Cambodian artist Svay Sareth on the responsibility of art, eat rubber sandals, and walking 250km with a 80kg metal ball.
Ep.86 | I sat down with Cambodian-based artist Svay Sareth. We began our conversation talking about how the Blue Art Center provides free art education to children to become independent and find their own way, the impact of imagination, Sareth spoke passionately about his mission to preserve Cambodian’s artisanship and history for the next generation, and his performance work eat rubber sandals. We talked about Sareth’s experience of walking for 250 kilometres with a metal ball from Siem Reap to Phnom Penh and the amazing story how this work did not fit in the Singapora Art Museum, an UNESCO protected building.

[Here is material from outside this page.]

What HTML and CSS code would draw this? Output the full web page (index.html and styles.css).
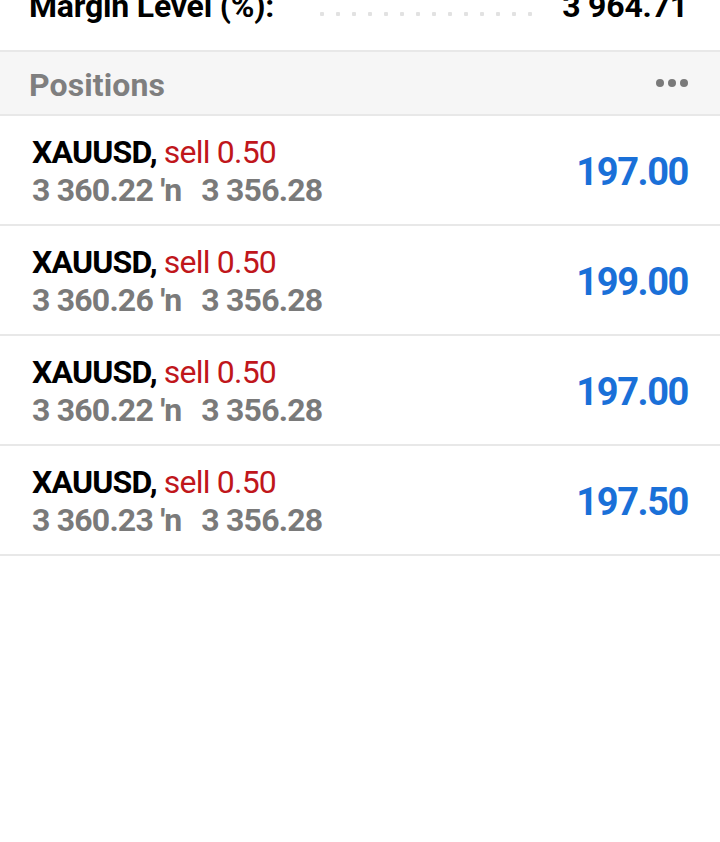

Svay Sareth’s works in sculpture, installation and durational performance are made using materials and processes intentionally associated with war – metals, uniforms, camouflage and actions requiring great endurance. While his critical and cathartic practice is rooted in an autobiography of war and resistance, he refuses both historical particularity and voyeurism on violence. Rather, his works traverse both present and historical moments, drawing on processes of survival and adventure, and ideas of power and futility. More recently, Svay confronts the idea that “the present is also a dangerous time” through the appropriation and dramatization of public monuments that hint at contentious political histories.
Svay Sareth was born in 1972 in Battambang, Cambodia during a period of political turmoil and violence that would last until he was 18 years old. Svay began making art as a young teenager in the Site 2 refugee camp, near the Thai-Cambodian border. He describes life as a refugee as “a void nationality…a time and place you imagine escaping from.” Drawing and painting became a daily activity for Svay – a process of bearing witness to the psychological and physical violence that was an everyday experience, as well as a way to symbolically escape and dream of change. After the wars ended, 1994 Svay went on to co-found Phare Ponlue Selepak, a non-governmental organization and art school in Battambang that continues to thrive today.In 2002, the artist continued his studies in France, earning the Diplôme National Supérieur d'Études des Arts Plastiques / MFA in 2009, after which he returned to Siem Reap to live and work and 2019 he found Blue Art Center.